Public procurement shapes a huge share of construction demand in many markets, so proof points matter. In the EU alone, public purchasing accounts for about 14 percent of GDP, which means tenders that call out environmental documentation can tilt entire pipelines (European Commission, 2024) (European Commission, 2024). If we cannot see how EPDs affect wins in those channels, we are guessing.

Tag the right fields in every bid

Treat EPDs like any other commercial lever. Add structured fields to each opportunity: EPD required, EPD provided, product family, version and program operator, region or owner type, spec pathway, competitor EPD present, and final outcome. Keep it simple enough that sales actually completes it, yet precise enough that analytics can separate signal from noise.

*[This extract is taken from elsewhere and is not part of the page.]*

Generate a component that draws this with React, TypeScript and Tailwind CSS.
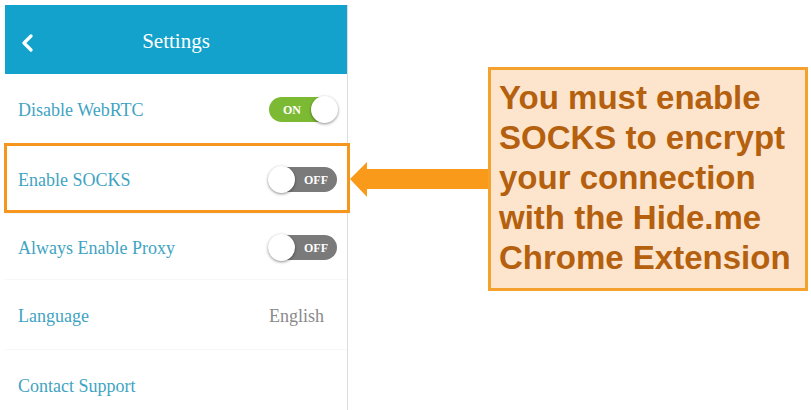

Unify CRM, bid portals, and environmental data

Pull line item and requirement language from tender platforms, then reconcile it with your CRM and product catalog. TED in Europe and ConstructConnect in the United States are reliable sources for base tender data. The magic is a platform that maps tender mentions of EPDs to specific SKUs and the matching declarations, so opportunties with compliant coverage are flagged automatically.

Metrics that actually change decisions

Start with three commercial metrics linked to EPD status. Win rate, time to close, and realized margin. Layer in bid volume, price variance, and whether the spec stuck through value engineering. When this view is refreshed weekly, sales leaders can prioritize pursuits where EPD coverage historically improves the odds and shortens the cycle.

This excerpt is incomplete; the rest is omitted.